Can fermions save large N dimensional reduction?

TL;DR

The paper probes whether large-N dimensional reduction via orbifold projections can relate a 4D Yang-Mills theory with adjoint fermions to a lower-dimensional theory. By constructing a 3D SU(NΓ) parent theory and performing a volume-expanding orbifold projection, it derives a 4D candidate and computes the one-loop effective potential for the eigenvalues of the link field φ to test Z_Gamma symmetry. The main finding is that, for most parameter choices, Z_Gamma in the 3D theory is spontaneously broken, causing the expected large-N equivalence to fail; adjoint fermions do not generically stabilize the necessary symmetry in the 3D setup. The authors argue that stabilizing center symmetry likely requires a full tower of double-trace deformations, and the viability of dimensional reduction depends critically on regulator-dependent UV effects and the order of limits, indicating that fermions alone do not rescue large-N dimensional reduction.
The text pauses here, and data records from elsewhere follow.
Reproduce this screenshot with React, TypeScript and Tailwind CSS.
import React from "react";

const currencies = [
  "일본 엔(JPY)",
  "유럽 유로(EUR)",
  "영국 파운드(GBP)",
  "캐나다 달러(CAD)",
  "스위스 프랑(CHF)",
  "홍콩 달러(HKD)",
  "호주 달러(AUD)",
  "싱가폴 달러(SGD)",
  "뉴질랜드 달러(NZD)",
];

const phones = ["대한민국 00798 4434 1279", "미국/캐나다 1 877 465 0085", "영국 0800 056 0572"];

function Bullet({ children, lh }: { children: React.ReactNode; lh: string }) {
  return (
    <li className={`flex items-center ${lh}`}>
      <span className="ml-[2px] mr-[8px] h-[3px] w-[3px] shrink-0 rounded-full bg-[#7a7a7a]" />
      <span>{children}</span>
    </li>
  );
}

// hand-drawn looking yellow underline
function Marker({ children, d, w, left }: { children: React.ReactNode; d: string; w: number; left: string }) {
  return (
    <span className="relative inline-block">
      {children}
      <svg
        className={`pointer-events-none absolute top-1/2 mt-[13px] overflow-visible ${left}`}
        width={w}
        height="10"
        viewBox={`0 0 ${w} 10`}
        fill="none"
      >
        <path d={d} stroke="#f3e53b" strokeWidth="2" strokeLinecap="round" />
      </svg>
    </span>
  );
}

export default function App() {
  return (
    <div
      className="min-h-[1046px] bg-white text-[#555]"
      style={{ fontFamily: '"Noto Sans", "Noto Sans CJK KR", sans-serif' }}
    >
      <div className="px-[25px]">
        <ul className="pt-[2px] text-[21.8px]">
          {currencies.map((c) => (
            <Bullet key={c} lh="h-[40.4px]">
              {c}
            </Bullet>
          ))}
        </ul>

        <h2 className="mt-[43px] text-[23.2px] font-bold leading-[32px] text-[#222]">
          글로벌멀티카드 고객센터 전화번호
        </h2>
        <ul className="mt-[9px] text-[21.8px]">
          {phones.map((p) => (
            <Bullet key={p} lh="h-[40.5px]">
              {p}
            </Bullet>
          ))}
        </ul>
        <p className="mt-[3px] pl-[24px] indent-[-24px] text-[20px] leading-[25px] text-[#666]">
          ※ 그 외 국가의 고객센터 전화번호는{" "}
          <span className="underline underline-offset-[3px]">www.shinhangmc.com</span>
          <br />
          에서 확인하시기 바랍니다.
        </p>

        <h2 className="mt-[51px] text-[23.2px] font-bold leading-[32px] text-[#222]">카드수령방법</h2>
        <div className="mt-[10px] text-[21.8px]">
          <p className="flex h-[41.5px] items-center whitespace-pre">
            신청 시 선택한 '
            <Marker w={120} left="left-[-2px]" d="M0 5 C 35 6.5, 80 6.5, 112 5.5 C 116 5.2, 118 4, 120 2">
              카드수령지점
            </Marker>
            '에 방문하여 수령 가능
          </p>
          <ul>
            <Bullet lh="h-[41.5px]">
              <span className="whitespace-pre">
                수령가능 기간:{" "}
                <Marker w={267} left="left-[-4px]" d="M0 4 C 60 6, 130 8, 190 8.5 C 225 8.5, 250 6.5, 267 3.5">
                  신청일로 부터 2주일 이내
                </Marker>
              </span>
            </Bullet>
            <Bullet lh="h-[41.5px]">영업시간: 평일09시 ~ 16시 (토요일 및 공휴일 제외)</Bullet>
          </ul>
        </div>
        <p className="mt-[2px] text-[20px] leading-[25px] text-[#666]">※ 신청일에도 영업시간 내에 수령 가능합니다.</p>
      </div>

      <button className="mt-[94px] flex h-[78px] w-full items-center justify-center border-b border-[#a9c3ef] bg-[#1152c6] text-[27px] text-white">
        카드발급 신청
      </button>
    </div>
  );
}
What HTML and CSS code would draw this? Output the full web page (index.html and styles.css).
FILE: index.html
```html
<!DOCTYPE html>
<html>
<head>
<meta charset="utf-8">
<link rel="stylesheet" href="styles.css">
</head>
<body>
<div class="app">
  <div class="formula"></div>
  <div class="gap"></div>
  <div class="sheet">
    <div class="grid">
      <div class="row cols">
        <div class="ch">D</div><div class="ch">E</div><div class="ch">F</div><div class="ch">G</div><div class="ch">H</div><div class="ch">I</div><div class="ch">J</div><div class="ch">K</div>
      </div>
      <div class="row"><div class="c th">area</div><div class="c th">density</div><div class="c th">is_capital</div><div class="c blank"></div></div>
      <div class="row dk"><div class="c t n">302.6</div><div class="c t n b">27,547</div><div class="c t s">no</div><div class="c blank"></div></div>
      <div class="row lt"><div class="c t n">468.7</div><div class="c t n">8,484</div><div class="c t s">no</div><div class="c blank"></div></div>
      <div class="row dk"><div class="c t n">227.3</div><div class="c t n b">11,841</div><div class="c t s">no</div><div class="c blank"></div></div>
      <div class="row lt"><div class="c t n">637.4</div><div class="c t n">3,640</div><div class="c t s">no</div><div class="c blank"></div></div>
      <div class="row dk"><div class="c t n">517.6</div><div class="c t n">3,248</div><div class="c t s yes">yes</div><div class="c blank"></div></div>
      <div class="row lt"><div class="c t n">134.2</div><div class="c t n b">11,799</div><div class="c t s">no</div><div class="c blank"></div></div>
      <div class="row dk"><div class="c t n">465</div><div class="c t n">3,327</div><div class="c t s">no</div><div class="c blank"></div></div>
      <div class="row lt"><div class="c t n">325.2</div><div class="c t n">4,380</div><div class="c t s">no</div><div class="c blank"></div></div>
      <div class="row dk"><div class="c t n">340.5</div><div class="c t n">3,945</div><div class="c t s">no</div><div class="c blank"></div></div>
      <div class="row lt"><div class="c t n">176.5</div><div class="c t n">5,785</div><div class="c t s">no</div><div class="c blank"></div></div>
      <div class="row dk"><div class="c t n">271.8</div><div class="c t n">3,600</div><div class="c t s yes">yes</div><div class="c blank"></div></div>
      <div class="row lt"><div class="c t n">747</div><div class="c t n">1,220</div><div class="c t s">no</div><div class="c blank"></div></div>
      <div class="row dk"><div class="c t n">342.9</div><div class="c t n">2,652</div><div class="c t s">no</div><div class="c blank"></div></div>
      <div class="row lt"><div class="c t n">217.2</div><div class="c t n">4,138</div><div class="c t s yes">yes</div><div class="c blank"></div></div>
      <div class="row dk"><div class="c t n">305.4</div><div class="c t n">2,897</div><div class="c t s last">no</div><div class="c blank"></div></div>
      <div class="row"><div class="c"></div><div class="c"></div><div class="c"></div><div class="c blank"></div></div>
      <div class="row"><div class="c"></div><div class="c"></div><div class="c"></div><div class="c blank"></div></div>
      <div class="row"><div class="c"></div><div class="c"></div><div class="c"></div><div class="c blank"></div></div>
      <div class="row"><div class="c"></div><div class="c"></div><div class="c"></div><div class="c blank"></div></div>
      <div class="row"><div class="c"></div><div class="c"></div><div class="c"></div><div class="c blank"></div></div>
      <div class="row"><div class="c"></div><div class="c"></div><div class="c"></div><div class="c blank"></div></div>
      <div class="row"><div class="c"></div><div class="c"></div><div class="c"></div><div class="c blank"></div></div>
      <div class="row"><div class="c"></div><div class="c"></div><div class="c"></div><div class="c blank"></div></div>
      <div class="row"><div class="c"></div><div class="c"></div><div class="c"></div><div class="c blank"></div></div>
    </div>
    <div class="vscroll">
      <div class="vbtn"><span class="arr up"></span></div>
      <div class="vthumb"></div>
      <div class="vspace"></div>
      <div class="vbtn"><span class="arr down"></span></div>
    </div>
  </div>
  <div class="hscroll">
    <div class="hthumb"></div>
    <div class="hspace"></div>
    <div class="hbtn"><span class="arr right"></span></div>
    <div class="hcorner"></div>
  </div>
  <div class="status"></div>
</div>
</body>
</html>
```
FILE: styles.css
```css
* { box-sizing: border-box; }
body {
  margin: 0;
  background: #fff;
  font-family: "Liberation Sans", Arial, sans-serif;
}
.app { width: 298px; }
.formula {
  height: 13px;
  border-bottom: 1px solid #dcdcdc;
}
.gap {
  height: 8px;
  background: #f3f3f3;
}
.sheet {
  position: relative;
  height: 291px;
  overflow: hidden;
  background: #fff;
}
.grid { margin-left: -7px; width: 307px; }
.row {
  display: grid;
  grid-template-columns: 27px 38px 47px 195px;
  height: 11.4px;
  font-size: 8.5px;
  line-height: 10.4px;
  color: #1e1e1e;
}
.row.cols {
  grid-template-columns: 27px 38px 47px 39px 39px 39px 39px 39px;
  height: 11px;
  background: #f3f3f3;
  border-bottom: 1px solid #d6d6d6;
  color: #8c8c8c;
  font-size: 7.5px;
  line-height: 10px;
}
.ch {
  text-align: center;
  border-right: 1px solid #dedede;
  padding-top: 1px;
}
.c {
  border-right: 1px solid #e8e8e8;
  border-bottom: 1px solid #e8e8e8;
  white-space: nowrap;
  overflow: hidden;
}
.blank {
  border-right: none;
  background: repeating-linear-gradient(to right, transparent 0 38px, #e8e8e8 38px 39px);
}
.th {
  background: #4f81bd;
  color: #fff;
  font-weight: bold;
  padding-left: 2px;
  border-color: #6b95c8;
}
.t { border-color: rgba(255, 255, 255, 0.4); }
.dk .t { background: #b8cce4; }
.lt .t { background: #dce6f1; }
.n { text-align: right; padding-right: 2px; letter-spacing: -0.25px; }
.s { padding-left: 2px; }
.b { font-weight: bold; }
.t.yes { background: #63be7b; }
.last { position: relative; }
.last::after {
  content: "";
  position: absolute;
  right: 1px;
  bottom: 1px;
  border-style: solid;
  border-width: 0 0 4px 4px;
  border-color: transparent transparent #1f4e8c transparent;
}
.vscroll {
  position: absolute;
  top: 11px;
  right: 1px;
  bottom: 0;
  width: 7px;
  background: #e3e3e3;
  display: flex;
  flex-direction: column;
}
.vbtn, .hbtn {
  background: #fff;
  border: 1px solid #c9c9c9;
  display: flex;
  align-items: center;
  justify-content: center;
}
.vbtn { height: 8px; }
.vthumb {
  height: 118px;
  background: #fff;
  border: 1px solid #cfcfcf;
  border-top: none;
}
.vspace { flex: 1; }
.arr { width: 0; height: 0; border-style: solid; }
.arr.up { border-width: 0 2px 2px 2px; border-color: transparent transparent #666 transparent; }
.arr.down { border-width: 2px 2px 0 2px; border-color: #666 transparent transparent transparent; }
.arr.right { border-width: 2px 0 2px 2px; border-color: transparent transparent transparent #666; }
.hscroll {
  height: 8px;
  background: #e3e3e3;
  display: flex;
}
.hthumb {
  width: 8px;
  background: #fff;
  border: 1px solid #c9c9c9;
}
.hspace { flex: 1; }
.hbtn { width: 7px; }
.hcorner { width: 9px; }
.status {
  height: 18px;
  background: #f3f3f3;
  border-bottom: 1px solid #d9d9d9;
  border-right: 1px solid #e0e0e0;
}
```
These results highlight subtle limitations of orbifold-based dimensional reduction and guide future work toward more complete symmetry-preserving deformations and careful treatment of continuum vs lattice regularizations.

Abstract

This paper explores whether Eguchi-Kawai reduction for gauge theories with adjoint fermions is valid. The Eguchi-Kawai reduction relates gauge theories in different numbers of dimensions in the large $N$ limit provided that certain conditions are met. In principle, this relation opens up the possibility of learning about the dynamics of 4D gauge theories through techniques only available in lower dimensions. Dimensional reduction can be understood as a special case of large $N$ equivalence between theories related by an orbifold projection. In this work, we focus on the simplest case of dimensional reduction, relating a 4D gauge theory to a 3D gauge theory via an orbifold projection. A necessary condition for the large N equivalence between the 4D and 3D theories to hold is that certain discrete symmetries in the two theories must not be broken spontaneously. In pure 4D Yang-Mills theory, these symmetries break spontaneously as the size of one of the spacetime dimensions shrinks. An analysis of the effect of adjoint fermions on the relevant symmetries of the 4D theory shows that the fermions help stabilize the symmetries. We consider the same problem from the point of view of the lower dimensional 3D theory and find that, surprisingly, adjoint fermions are not generally enough to stabilize the necessary symmetries of the 3D theory. In fact, a rich phase diagram arises, with a complicated pattern of symmetry breaking. We discuss the possible causes and consequences of this finding.

Figures (2)

• Figure 1: Phase plot of one-loop effective potential with axes $r$ vs. $am$ in the large $N\Gamma$ limit. Configurations of the $N\Gamma$ eigenvalues distributed at $1, \ldots,i\ldots, N \Gamma$ points evenly spaced around the circle were tested against each other, and the configuration with the lowest energy was determined at each point in the plot above. We refer to the configuration with the eigenvalues distributed on $i$ points on the circle as the $Z_{i}$ configuration in the plot legend above. The purple region is the region where the full $Z_{N \Gamma}$ symmetry is unbroken.
• Figure 2: The figure on the left shows the $\mathbb{Z}_{N\Gamma}$ phase diagram following from numerical minimization of the one-loop effective potential with only the first two double-trace terms included with coefficients $d_1, d_2$. The figure on the right shows the phase diagram with the full tower of double trace terms, with all double trace terms having the same coefficient $d$, with varying bare fermion mass $m$ and Wilson term coefficient $r=1$. In both figures $N\Gamma=25$ and $N_f=1$.